I’ve always been anti-war, anti-death penalty, although contradictorily espouse the need to stand up for yourself and to fight for people less able to defend themselves. I was involved in the 60s and 70s in the peace movement and at school my tie was covered in CND badges. I’m a member of Amnesty International, Greenpeace, Friends of the Earth and Freedom from Torture for the last 40 years or so and this has brought me into verbal/written conflict with military action and regimes in lots of places throughout the world. As an armchair warrior I can empathize and feel the pain and heartbreak of people whose lives are ripped apart, and for those individual men and women who believe in laying down their lives for their country, this is something I cannot disrespect, no matter how much I disagree with decisions their government makes.

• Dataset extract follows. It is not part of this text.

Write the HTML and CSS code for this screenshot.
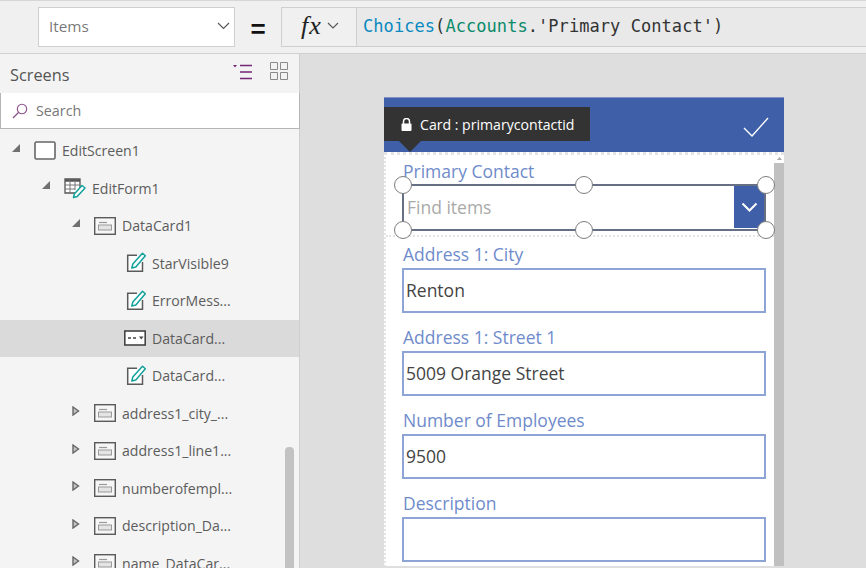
FILE: index.html
```html
<!DOCTYPE html>
<html lang="en">
<head>
<meta charset="utf-8">
<title>Items formula</title>
<link rel="stylesheet" href="styles.css">
</head>
<body>
<svg class="defs" width="0" height="0" aria-hidden="true">
  <symbol id="i-screen" viewBox="0 0 22 22"><rect x="1" y="2" width="20" height="17" rx="1.5" fill="#fff" stroke="#666" stroke-width="1.6"/></symbol>
  <symbol id="i-card" viewBox="0 0 22 22"><rect x="0.7" y="2.7" width="20.6" height="16.6" fill="#f6f6f6" stroke="#5a5a5a" stroke-width="1.4"/><path d="M5 7.5h8" stroke="#9a9a9a" stroke-width="1.2" fill="none"/><rect x="4.5" y="10" width="13" height="5" fill="#e4e4e4" stroke="#999" stroke-width="1"/></symbol>
  <symbol id="i-edit" viewBox="0 0 22 22"><path d="M13 3.200H3.700v16H18.500V10" fill="#fff" stroke="#5a5a5a" stroke-width="1.500"/><path d="M7.800 16l1-4L18.500 1.200l2.800 2.500L11.800 15z" fill="#fff" stroke="#12a19a" stroke-width="1.500" stroke-linejoin="round"/></symbol>
  <symbol id="i-table" viewBox="0 0 22 22"><path d="M1 2h15v14H1z" fill="#fff" stroke="#555" stroke-width="1.300"/><path d="M1 3.500h15" stroke="#555" stroke-width="2.500"/><path d="M1 8h15M1 12h10M6 3v13M11 3v10" stroke="#777" stroke-width="1" fill="none"/><path d="M9.500 20.500l.8-3.500L18 8.500l3 2.500-7.800 8.500z" fill="#fff" stroke="#12a19a" stroke-width="1.500" stroke-linejoin="round"/></symbol>
  <symbol id="i-drop" viewBox="0 0 22 22"><rect x="0.8" y="4" width="20.400" height="14" fill="#fff" stroke="#444" stroke-width="1.600"/><path d="M4 11h3M9 11h3" stroke="#444" stroke-width="1.300"/><path d="M15 9.500h4.500l-2.250 3z" fill="#444"/></symbol>
  <symbol id="c-open" viewBox="0 0 8 8"><path d="M8 0v8H0z" fill="#707070"/></symbol>
  <symbol id="c-closed" viewBox="0 0 8 10"><path d="M1 1l5.500 4L1 9z" fill="#c4c4c4" stroke="#666" stroke-width="1.400"/></symbol>
</svg>

<div class="page">
  <header class="topbar">
    <div class="prop">
      <span class="prop-name">Items</span>
      <svg class="chev" width="13" height="8" viewBox="0 0 13 8"><path d="M1 1l5.500 5.500L12 1" fill="none" stroke="#555" stroke-width="1.100"/></svg>
    </div>
    <div class="equals">=</div>
    <div class="fx">
      <span class="fx-mark">fx</span>
      <svg class="chev" width="12" height="7" viewBox="0 0 12 7"><path d="M1 1l5 5 5-5" fill="none" stroke="#555" stroke-width="1.100"/></svg>
    </div>
    <div class="formula"><span class="f-fn">Choices</span>(<span class="f-src">Accounts</span>.'Primary Contact')</div>
  </header>

  <div class="main">
    <aside class="side">
      <div class="side-head">
        <span class="side-title">Screens</span>
        <svg class="tool-list" width="21" height="16" viewBox="0 0 21 16"><path d="M1 1h4L3 3.500z" fill="#742774"/><path d="M8 1.500h12M8 8h12M8 14.500h12" stroke="#742774" stroke-width="1.300" fill="none"/></svg>
        <svg class="tool-grid" width="18" height="18" viewBox="0 0 18 18"><path d="M.5.500h7v7h-7zM10.500.500h7v7h-7zM.5 10.500h7v7h-7zM10.500 10.500h7v7h-7z" fill="none" stroke="#8a8a8a"/></svg>
      </div>
      <div class="search">
        <svg width="16" height="16" viewBox="0 0 16 16"><circle cx="10" cy="6" r="4.700" fill="none" stroke="#8a4f8a" stroke-width="1.100"/><path d="M6.500 9.500L1 15" stroke="#8a4f8a" stroke-width="1.300"/></svg>
        <span>Search</span>
      </div>
      <div class="tree">
        <div class="row l0"><svg class="caret"><use href="#c-open"/></svg><svg class="ico"><use href="#i-screen"/></svg><span>EditScreen1</span></div>
        <div class="row l1"><svg class="caret"><use href="#c-open"/></svg><svg class="ico"><use href="#i-table"/></svg><span>EditForm1</span></div>
        <div class="row l2"><svg class="caret"><use href="#c-open"/></svg><svg class="ico"><use href="#i-card"/></svg><span>DataCard1</span></div>
        <div class="row l3"><svg class="caret"></svg><svg class="ico"><use href="#i-edit"/></svg><span>StarVisible9</span></div>
        <div class="row l3"><svg class="caret"></svg><svg class="ico"><use href="#i-edit"/></svg><span>ErrorMess...</span></div>
        <div class="row l3 selected"><svg class="caret"></svg><svg class="ico"><use href="#i-drop"/></svg><span>DataCard...</span></div>
        <div class="row l3"><svg class="caret"></svg><svg class="ico"><use href="#i-edit"/></svg><span>DataCard...</span></div>
        <div class="row l2"><svg class="caret closed"><use href="#c-closed"/></svg><svg class="ico"><use href="#i-card"/></svg><span>address1_city_...</span></div>
        <div class="row l2"><svg class="caret closed"><use href="#c-closed"/></svg><svg class="ico"><use href="#i-card"/></svg><span>address1_line1...</span></div>
        <div class="row l2"><svg class="caret closed"><use href="#c-closed"/></svg><svg class="ico"><use href="#i-card"/></svg><span>numberofempl...</span></div>
        <div class="row l2"><svg class="caret closed"><use href="#c-closed"/></svg><svg class="ico"><use href="#i-card"/></svg><span>description_Da...</span></div>
        <div class="row l2"><svg class="caret closed"><use href="#c-closed"/></svg><svg class="ico"><use href="#i-card"/></svg><span>name_DataCar...</span></div>
        <div class="thumb"></div>
      </div>
    </aside>

    <main class="canvas">
      <section class="phone">
        <div class="phone-bar">
          <svg class="check" width="26" height="20" viewBox="0 0 26 20"><path d="M1 11l8 8L25 1" fill="none" stroke="#fff" stroke-width="1.400"/></svg>
        </div>
        <div class="tip">
          <svg width="11" height="13" viewBox="0 0 11 13"><path d="M2.500 6V3.500a3 3 0 0 1 6 0V6" fill="none" stroke="#fff" stroke-width="1.500"/><rect x="0.500" y="5.500" width="10" height="7.500" rx="1" fill="#fff"/></svg>
          <span>Card : primarycontactid</span>
        </div>
        <div class="form-wrap">
          <div class="form">
            <div class="card first">
              <div class="label">Primary Contact</div>
              <div class="combo">
                <span class="placeholder">Find items</span>
                <span class="combo-btn"><svg width="17" height="10" viewBox="0 0 17 10"><path d="M1.500 1.500l7 7 7-7" fill="none" stroke="#fff" stroke-width="2"/></svg></span>
                <i class="h h-tl"></i><i class="h h-tc"></i><i class="h h-tr"></i>
                <i class="h h-bl"></i><i class="h h-bc"></i><i class="h h-br"></i>
              </div>
            </div>
            <div class="card"><div class="label">Address 1: City</div><div class="input">Renton</div></div>
            <div class="card"><div class="label">Address 1: Street 1</div><div class="input">5009 Orange Street</div></div>
            <div class="card"><div class="label">Number of Employees</div><div class="input">9500</div></div>
            <div class="card"><div class="label">Description</div><div class="input"></div></div>
          </div>
          <div class="vscroll"><svg width="5" height="3" viewBox="0 0 5 3"><path d="M0 3l2.500-3L5 3z" fill="#aaa"/></svg><span class="vthumb"></span></div>
        </div>
      </section>
    </main>
  </div>
</div>
</body>
</html>
```

FILE: styles.css
```css
* { box-sizing: border-box; }
html, body { margin: 0; height: 100%; }
body { font-family: "Open Sans", "Noto Sans", sans-serif; overflow: hidden; background: #dedede; }
.defs { position: absolute; }
.page { width: 866px; height: 568px; display: flex; flex-direction: column; overflow: hidden; }

.topbar { height: 54px; flex: none; display: flex; align-items: flex-start; padding: 6px 0 0 38px; background: #f0f0f0; border-top: 1px solid #d6d6d6; border-bottom: 1px solid #d0d0d0; }
.prop { width: 197px; height: 40px; display: flex; align-items: center; justify-content: space-between; padding: 0 4px 2px 10px; background: #fff; border: 1px solid #cfcfcf; }
.prop-name { font-size: 15.300px; color: #7a7a7a; }
.equals { width: 46px; height: 40px; text-align: center; font: 700 26px/44px "Liberation Sans", sans-serif; color: #111; }
.fx { width: 76px; height: 40px; display: flex; align-items: center; gap: 5px; padding: 0 0 3px 19px; border: 1px solid #cfcfcf; background: #f0f0f0; }
.fx-mark { font: italic 26px/1 "Liberation Serif", serif; color: #222; letter-spacing: 1px; }
.formula { flex: 1; height: 40px; padding-left: 6px; background: #e9e9e9; border: 1px solid #cfcfcf; border-width: 1px 0; font: 17px/36px "DejaVu Sans Mono", monospace; letter-spacing: .06px; color: #333; white-space: nowrap; }
.f-fn { color: #0a8ac0; }
.f-src { color: #0a8a6a; }

.main { flex: 1; min-height: 0; display: flex; }

.side { width: 300px; flex: none; display: flex; flex-direction: column; background: #f4f4f4; border-right: 1px solid #cfcfcf; }
.side-head { height: 39px; flex: none; display: flex; align-items: center; padding: 2px 11px 0 10px; background: #f3f3f3; }
.side-title { flex: 1; font-size: 16.300px; color: #555; }
.tool-list { margin-right: 17px; margin-top: -5px; }
.tool-grid { margin-top: -7px; }
.search { height: 36px; flex: none; display: flex; align-items: center; gap: 8px; padding-left: 11px; background: #fff; border: 1px solid #b5b5b5; border-width: 0 1px 1px 1px; margin-right: -1px; font-size: 14.300px; color: #777; }
.tree { position: relative; flex: 1; min-height: 0; overflow: hidden; padding-top: 3px; }
.row { height: 37.500px; display: flex; align-items: center; font-size: 14.100px; color: #5c5c5c; white-space: nowrap; }
.row.selected { background: #dadada; }
.l0 { padding-left: 12px; }
.l1 { padding-left: 42px; }
.l2 { padding-left: 72px; }
.l3 { padding-left: 102px; }
.caret { width: 8px; height: 8px; margin-right: 14px; flex: none; margin-top: -6px; }
.caret.closed { height: 10px; margin-top: -4px; }
.ico { width: 22px; height: 22px; margin-right: 6px; flex: none; }
.thumb { position: absolute; left: 285px; top: 318px; width: 9px; height: 140px; background: #c2c2c2; border-radius: 4px 4px 0 0; }

.canvas { flex: 1; min-width: 0; padding: 43px 0 0 84px; background: #dedede; }
.phone { position: relative; width: 400px; height: 469px; background: #fff; overflow: hidden; }
.phone-bar { height: 55px; display: flex; justify-content: flex-end; align-items: flex-start; padding: 19px 15px 0 0; background: #3f5fa9; border-top: 1px solid #7f94c4; }
.tip { position: absolute; left: 0; top: 10px; height: 34px; width: 206px; display: flex; align-items: center; gap: 8px; padding-left: 17px; background: #333; color: #fff; font-size: 14.100px; }
.tip::after { content: ""; position: absolute; left: 15px; top: 34px; border: 11px solid transparent; border-top-color: #333; border-bottom: 0; }
.form-wrap { display: flex; height: 415px; border-top: 3px dotted #e4e4e4; border-left: 2px dotted #e4e4e4; }
.form { flex: 1; min-width: 0; }
.vscroll { width: 10px; flex: none; display: flex; flex-direction: column; align-items: center; gap: 3px; padding-top: 2px; background: #fff; }
.vthumb { display: block; width: 100%; flex: 1; background: #c0c0c0; }

.card { height: 83px; padding: 2px 8px 0 16px; }
.card.first { height: 82px; padding-top: 4px; border-bottom: 2px dotted #e4e4e4; }
.label { height: 27px; margin: 2px 0 0 1px; font-size: 17.500px; line-height: 27px; color: #6f8bcb; white-space: nowrap; }
.first .label { height: 25px; line-height: 24px; margin-top: 0; }
.input { height: 45px; padding-left: 2px; border: 2px solid #8ea3d6; font-size: 17.500px; line-height: 41px; color: #444; }
.combo { position: relative; height: 47px; padding-left: 3px; display: flex; justify-content: space-between; border: 2px solid #676f85; font-size: 17.500px; line-height: 43px; }
.placeholder { color: #a9a9a9; }
.combo-btn { width: 30px; height: 42px; display: flex; align-items: center; justify-content: center; background: #3f5fa9; }
.h { position: absolute; width: 18px; height: 18px; border: 1.500px solid #7d7d7d; border-radius: 50%; background: #fff; }
.h-tl { left: -10px; top: -10px; }
.h-tc { left: 171px; top: -10px; }
.h-tr { right: -11px; top: -10px; }
.h-bl { left: -10px; bottom: -10px; }
.h-bc { left: 171px; bottom: -10px; }
.h-br { right: -11px; bottom: -10px; }
```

The freedoms I have as a western woman have been won by all the soldiers, freedom fighters and suffragettes who have gone before. It took many lives and much violence to enable me to sit in my armchair and condemn actions taken by repressive regimes, or to criticize the actions of my own government without being imprisoned or tortured. In the Military Museum in Pontiac there is a huge collection of military uniforms, complete with medals. What is unsettling is that each one has a photo and details of the servicemen and women who wore them and have ‘fallen’ during all the conflicts from WW1 to modern day. Seeing those young American faces, so full of life and energy, most of them younger than my children, was an extremely emotional experience for me and really brings it home what these people on the front line face every day.
Prince Harry has been in the news a lot over here, much of it libelous, but I gather he is now doing another tour of Afghanistan. He is joining all the other men and women who leave their homes and their loved ones for a cause they probably don’t understand or believe in, yet they do it anyway because they believe in their country. I don’t share their beliefs, but I do admire their dedication and bravery and hope and pray that the conflict they are involved in will soon cease and they, along with all the others, can come home again.
The guys at Firestone identified the problems with the car – a nail in the nearside back tyre and a mis-shape on the offside front one – which they quickly replaced and we were off on our way again, to Springfield Missouri. As we drove out of the base I couldn’t help feeling that something inside me had changed, like a brittleness softening, and my thoughts went up for everyone involved in conflict, that it could be resolved as quickly as a tyre replacement.